In the AI era, that pipeline is broken. It is infinitely faster and more secure to take a brilliant, systems-thinking humanities graduate and teach them the laws of networking physics than it is to take a narrow, rule-bound syntax gatekeeper and try to teach them how to think strategically.
The survival rate in this new landscape is going to be brutal—likely only about 10% of entry-level applicants will make the cut. The 90% who get weeded out will be the ones who treat AI as a crutch to automate their lack of understanding. The 10% who get kept will be the ones who treat AI as a high-speed drafting machine while they act as the compass.
The training of these future architects will look entirely different:
· Ditching the CLI: They won’t spend years memorizing vendor-specific command structures. AI handles the translation layer.

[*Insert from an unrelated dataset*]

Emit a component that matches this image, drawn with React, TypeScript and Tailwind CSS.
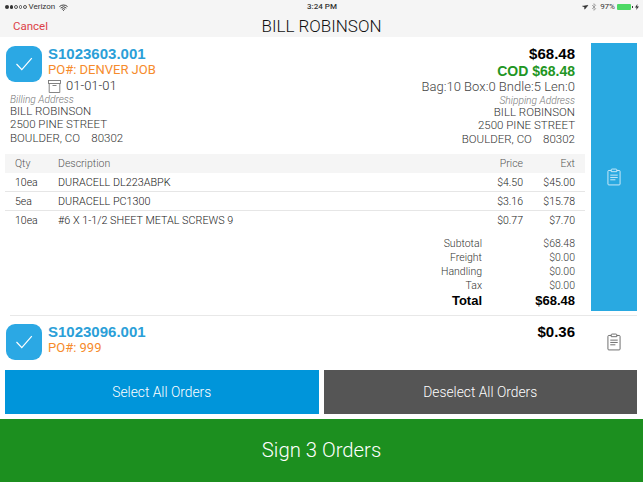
import { Bluetooth, Navigation, Wifi } from "lucide-react";

const items = [
  { qty: "10ea", desc: "DURACELL DL223ABPK", price: "$4.50", ext: "$45.00" },
  { qty: "5ea", desc: "DURACELL PC1300", price: "$3.16", ext: "$15.78" },
  { qty: "10ea", desc: "#6 X 1-1/2 SHEET METAL SCREWS 9", price: "$0.77", ext: "$7.70" },
];

const totals = [
  { label: "Subtotal", value: "$68.48" },
  { label: "Freight", value: "$0.00" },
  { label: "Handling", value: "$0.00" },
  { label: "Tax", value: "$0.00" },
];

function CheckTile() {
  return (
    <div className="flex h-9 w-9 shrink-0 items-center justify-center rounded-[9px] bg-[#2ba8e4]">
      <svg width="18" height="14" viewBox="0 0 18 14" fill="none" stroke="white" strokeWidth="1.2">
        <path d="M1.5 7 L6.8 12.6 L16.8 1.2" />
      </svg>
    </div>
  );
}

function Clipboard({ color }: { color: string }) {
  return (
    <svg width="14" height="18" viewBox="0 0 15 19" fill="none" stroke={color} strokeWidth="1">
      <path d="M4.5 2.5 H2 Q1 2.5 1 3.5 V17 Q1 18 2 18 H13 Q14 18 14 17 V3.5 Q14 2.5 13 2.5 H10.5" />
      <path d="M4.5 3.8 V1.8 Q4.5 1 5.5 1 H9.5 Q10.5 1 10.5 1.8 V3.8 Z" />
      <path d="M3.5 7.5 H11.5 M3.5 10 H11.5 M3.5 12.5 H9" />
    </svg>
  );
}

function BoxIcon() {
  return (
    <svg width="13" height="13" viewBox="0 0 13 13" fill="none" stroke="#777" strokeWidth="0.9">
      <rect x="0.5" y="0.5" width="12" height="3" />
      <path d="M1.2 3.5 V12.5 H11.8 V3.5" />
      <path d="M4.5 5.5 H8.5" />
    </svg>
  );
}

function Address({ title, right }: { title: string; right?: boolean }) {
  return (
    <div className={right ? "text-right" : "pl-[5px]"}>
      <div className="h-3 text-[10.2px] leading-3 font-light text-[#777] italic">{title}</div>
      <div className="text-[11.5px] leading-[13px] text-[#333]">
        <div className="-mt-px h-[13px]">BILL ROBINSON</div>
        <div className="h-[13px]">2500 PINE STREET</div>
        <div className="mt-px h-[13px] whitespace-pre">BOULDER, CO    80302</div>
      </div>
    </div>
  );
}

export default function App() {
  return (
    <div className="flex h-[482px] w-[643px] flex-col overflow-hidden bg-white font-['Roboto',sans-serif] font-light">
      <header className="h-[37px] shrink-0 bg-[#f5f5f5]">
        <div className="grid h-[14px] grid-cols-3 items-center pr-[4px] pl-[5px] text-[8px] font-normal text-[#333]">
          <div className="flex items-center gap-[2px]">
            <span className="flex gap-[1px]">
              <i className="h-[3.5px] w-[3.5px] rounded-full bg-[#333]" />
              <i className="h-[3.5px] w-[3.5px] rounded-full bg-[#333]" />
              <i className="h-[3.5px] w-[3.5px] rounded-full border-[0.5px] border-[#555]" />
              <i className="h-[3.5px] w-[3.5px] rounded-full border-[0.5px] border-[#555]" />
              <i className="h-[3.5px] w-[3.5px] rounded-full border-[0.5px] border-[#555]" />
            </span>
            <span>Verizon</span>
            <Wifi size={9} strokeWidth={2.5} className="ml-[2px]" />
          </div>
          <div className="text-center font-medium">3:24 PM</div>
          <div className="flex items-center justify-end gap-[1px]">
            <Navigation size={6} fill="#333" className="rotate-[15deg]" />
            <Bluetooth size={8} className="mx-[1px] text-[#888]" />
            <span>97%</span>
            <span className="ml-px h-[6px] w-[14px] rounded-[1px] bg-[#4cd964]" />
            <span className="h-[2px] w-px bg-[#333]" />
            <svg width="4" height="6" viewBox="0 0 4 6" fill="#333" className="ml-[1px]">
              <path d="M2.4 0 L0 3.4 H1.6 L1.2 6 L4 2.4 H2.2 Z" />
            </svg>
          </div>
        </div>
        <div className="grid h-[18px] grid-cols-[1fr_auto_1fr] items-center pl-[13px]">
          <button className="text-left text-[11.5px] font-normal text-[#dc3f47]">Cancel</button>
          <h1 className="pr-[13px] text-[17px] font-light text-[#111]">BILL ROBINSON</h1>
          <div />
        </div>
      </header>

      {/* open order */}
      <section className="h-[279px] shrink-0">
        <div className="flex h-[274px] pr-[6px] pl-[5px]">
          <div className="w-[580px] shrink-0">
            <div className="flex h-[117px] justify-between pt-[9px] pr-[10px]">
              <div>
                <div className="flex gap-[6px] pl-px">
                  <CheckTile />
                  <div>
                    <div className="h-4 font-['Liberation_Sans',sans-serif] text-[15px] leading-4 font-bold text-[#2b9fd8]">S1023603.001</div>
                    <div className="h-4 text-[13px] leading-4 font-normal text-[#f68b2c]">PO#: DENVER JOB</div>
                  </div>
                </div>
                <div className="-mt-[4px] flex h-4 items-center gap-[5px] pl-[43px] text-[13px] text-[#333]">
                  <BoxIcon />
                  01-01-01
                </div>
                <Address title="Billing Address" />
              </div>
              <div className="text-right">
                <div className="h-4 font-['Liberation_Sans',sans-serif] text-[15px] leading-4 font-bold text-black">$68.48</div>
                <div className="mt-px h-4 font-['Liberation_Sans',sans-serif] text-[14px] leading-4 font-bold text-[#1f9624]">COD $68.48</div>
                <div className="h-4 text-[13px] leading-4 tracking-[0.03px] text-[#444]">Bag:10 Box:0 Bndle:5 Len:0</div>
                <Address title="Shipping Address" right />
              </div>
            </div>

            <div className="grid h-[19px] grid-cols-[43px_1fr_60px_52px] items-center bg-[#f5f5f5] px-[10px] text-[10.5px] leading-[13px] text-[#555]">
              <span>Qty</span>
              <span>Description</span>
              <span className="text-right">Price</span>
              <span className="text-right">Ext</span>
            </div>
            {items.map((item, i) => (
              <div
                key={item.desc}
                className={`grid h-[19px] grid-cols-[43px_1fr_60px_52px] items-center px-[10px] text-[10.5px] leading-[13px] text-[#222] ${i < 2 ? "border-b border-[#e6e6e6]" : ""}`}
              >
                <span>{item.qty}</span>
                <span className="text-[10.8px]">{item.desc}</span>
                <span className="text-right">{item.price}</span>
                <span className="text-right">{item.ext}</span>
              </div>
            ))}

            <div className="mt-[7px] grid grid-cols-[1fr_93px] pr-[10px] text-right text-[10.5px] leading-[14px] text-[#333]">
              {totals.map((t) => (
                <div key={t.label} className="contents">
                  <span>{t.label}</span>
                  <span>{t.value}</span>
                </div>
              ))}
              <span className="font-['Liberation_Sans',sans-serif] text-[13px] leading-[16px] font-bold text-black">Total</span>
              <span className="font-['Liberation_Sans',sans-serif] text-[13px] leading-[16px] font-bold text-black">$68.48</span>
            </div>
          </div>
          <div className="mt-[6px] ml-[6px] flex flex-1 items-center justify-center bg-[#29a9e1]">
            <Clipboard color="#d5eefa" />
          </div>
        </div>
        <div className="mt-[4px] mr-[6px] ml-[10px] h-px bg-[#e8e8e8]" />
      </section>

      {/* collapsed order */}
      <section className="flex h-[54px] shrink-0 pt-[8px] pr-[6px] pl-[6px]">
        <CheckTile />
        <div className="ml-[6px]">
          <div className="h-4 font-['Liberation_Sans',sans-serif] text-[15px] leading-4 font-bold text-[#2b9fd8]">S1023096.001</div>
          <div className="h-4 text-[13px] leading-4 font-normal text-[#f68b2c]">PO#: 999</div>
        </div>
        <div className="ml-auto h-4 font-['Liberation_Sans',sans-serif] text-[15px] leading-4 font-bold text-black">$0.36</div>
        <div className="ml-[16px] flex w-[46px] items-start justify-center pt-[9px]">
          <Clipboard color="#666" />
        </div>
      </section>

      <div className="grid h-[44px] shrink-0 grid-cols-2 gap-[5px] pr-[6px] pl-[5px]">
        <button className="bg-[#0095da] text-[13.8px] text-white">Select All Orders</button>
        <button className="bg-[#555555] text-[13.8px] text-white">Deselect All Orders</button>
      </div>

      <button className="mt-[5px] flex-1 bg-[#1c8f1f] text-[20.3px] text-white">Sign 3 Orders</button>
    </div>
  );
}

· The Digital Twin Crucible: They will be thrown into hyper-realistic Network Digital Twins (software replicas of production backbones) and told to safely execute “macro-level statecraft”—simulating regional failovers, testing structural resilience, and analyzing traffic congestion.
· Interrogating the Machine: They will be judged not by how fast they code, but by their ability to audit the AI’s logic, spot hidden logical loops, and align technological execution with real-world business revenue.
Wisdom Over Velocity
Technology has finally evolved to the point where the mechanics can be delegated to the machine, freeing the human mind to return to pure, unadulterated systems design.
If you want to build a modern, high-standard network that stands the test of time and generates serious revenue, stop looking for faster typists. Look for the critical thinkers who understand how complex, volatile systems govern themselves when the pressure is on.
It turns out that the oldest educational frameworks in human history aren’t obsolete in the face of artificial intelligence. They are the only things capable of keeping it on the tracks.